KDE's Dolphin tips and tricks - gHacks Tech News

KDE's Dolphin tips and tricks

If you are using the latest, greatest KDE, then you are enjoying the default Dolphin file manager. Although you can still make use of Konqueror as the file manager, it only makes sense to go with the default behavior, as described by the KDE developers. So for those of you who do want to play by the rules, I thought it might be nice to offer up a few tips and tricks for the Dolphin file manager.

Version

The version of KDE I will be using in this article is the version shipped with openSUSE 11.4 (KDE 4.6). Anyone that has experienced this KDE release will know how well it performs. Dolphin is no exception. Under KDE 4.6, Dolphin is quite the solid file manager. And, of course, you will need not install a single piece of software, as Dolphin will be pre-installed with the KDE desktop.

Split screens

Figure 1

One of the cool features of Dolphin is the ability to split the screen in just about any way you need. As you can see, in Figure 1, the default Dolphin screen displays a single pane. But what if you want to manage files and folders from within a single window? You can easily do this by splitting the screen.

To split the current Dolphin screen simply click on the Split icon in the Dolphin window. This will then split the current working pane (see Figure 2). You can also change the view of the individual pane. Say in one pane you wanted an icon view and on one you wanted the detailed view. Simply select the pane you want to change and then select the view you want for that pane. To close the split view simply select the pane you want to close and click the Close icon.

Preview

Figure 3

Dolphin has a great way to preview files, built right into the file manager. From the main toolbar simply click the Preview button and file previews will be toggled on. Figure 3 shows Dolphin with Previews turned on.

You can adjust Preview settings from with the Dolphin Settings window. Click Settings > Dolphin Settings > General > Preview and you can then define what file types you want to show previews for as well as define the file sizes allowed for previews.

Services

Figure 4

You can add new features to Dolphin very easily. From within the Dolphin Preferences window click on Services and then click the Download New Services button.

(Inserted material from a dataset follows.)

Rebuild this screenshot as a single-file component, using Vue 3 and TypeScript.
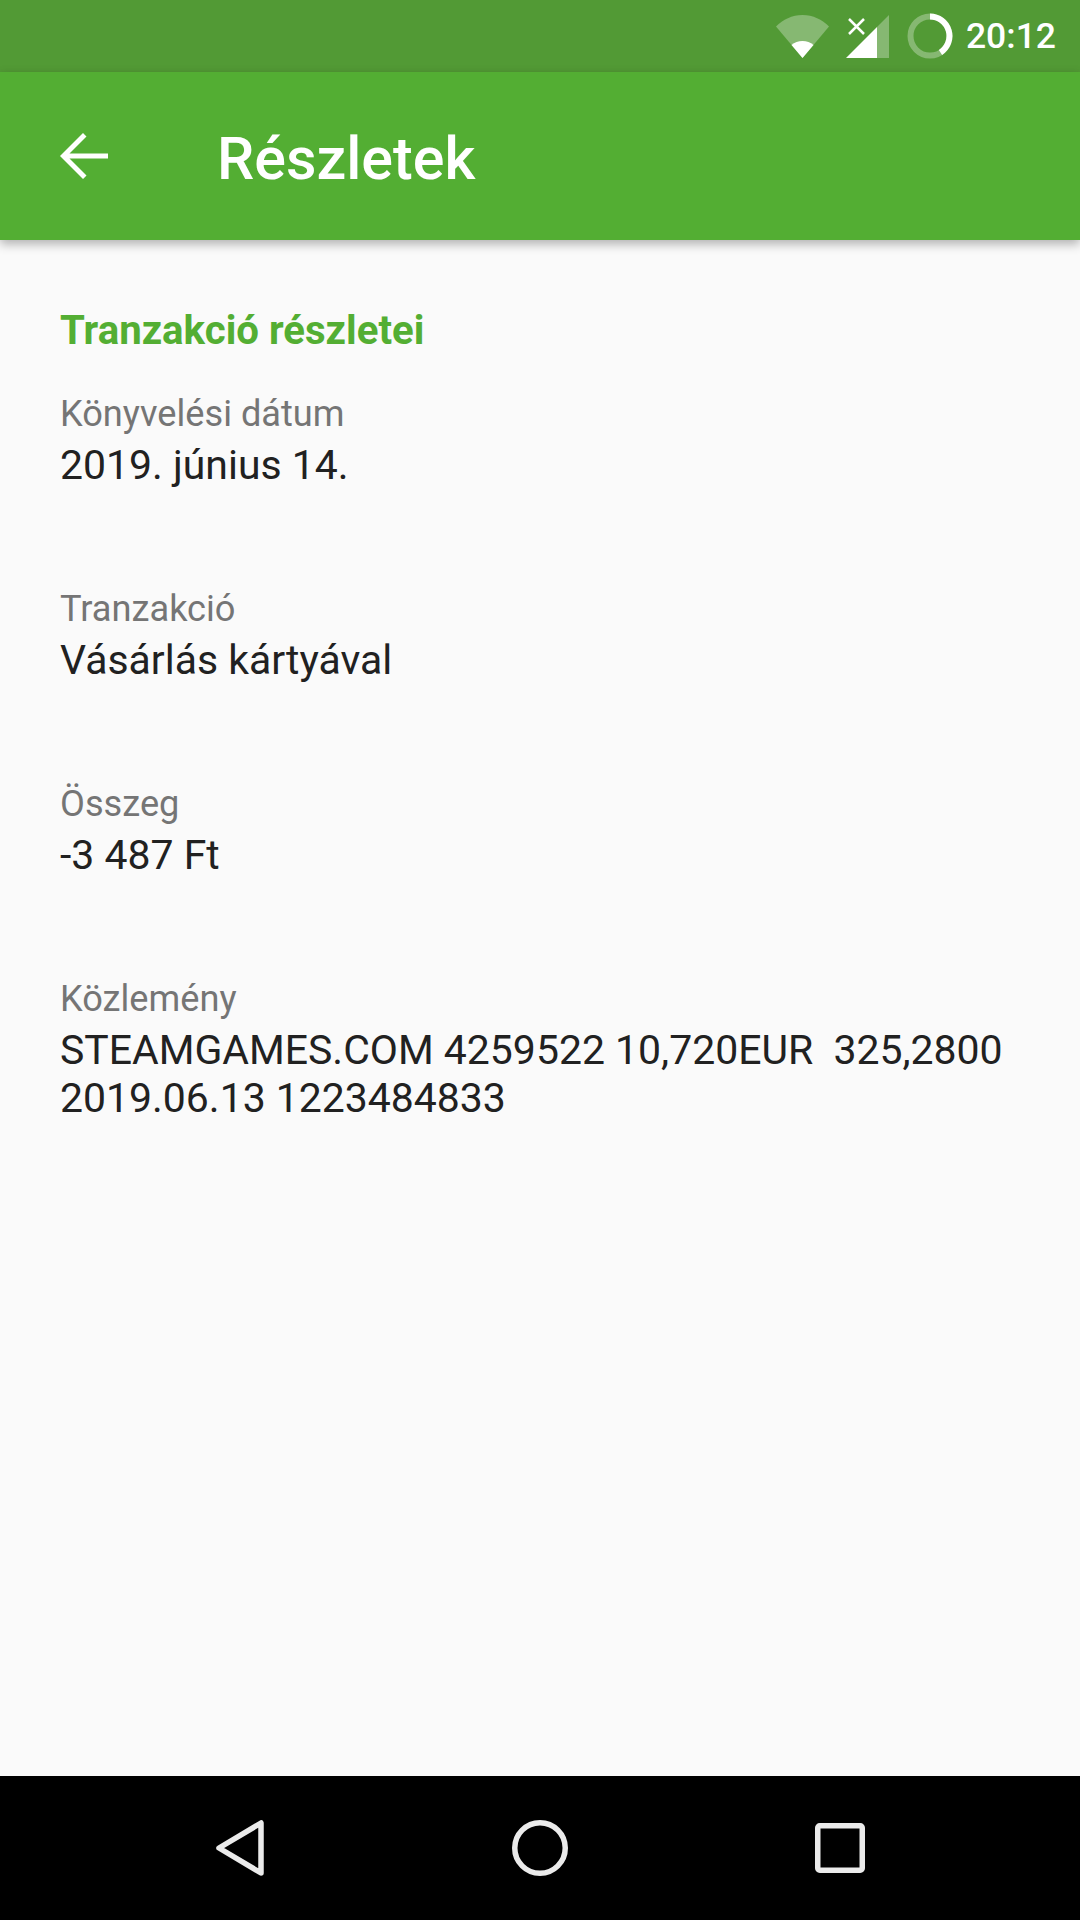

From this new window, see Figure 4, you can add on any number of features, such as: Get Youtube videos, print selection, post image to tumblr, scan with ClamAV, DropBox service menu, and much more. To install these services, simply click the Install button associated with the service you want to install.

Adjust View properties

From within the View menu you can open the Adjust View Properties window where you can further refine the viewing modes of Dolphin. This allows you to:

  • Show folders/files in groups.
  • Show hidden files.
  • Apply view properties to specific folders or sub-folders.
  • Add additional information to be shown.
  • Set the default view mode.
  • And more.

Final thoughts

Many complained with Dolphin was made the default  file manager in KDE, but Dolphin is quite the powerful, and flexible file manager. Give some of these tips a try and you might find yourself not missing Konqueror as the default manager as much.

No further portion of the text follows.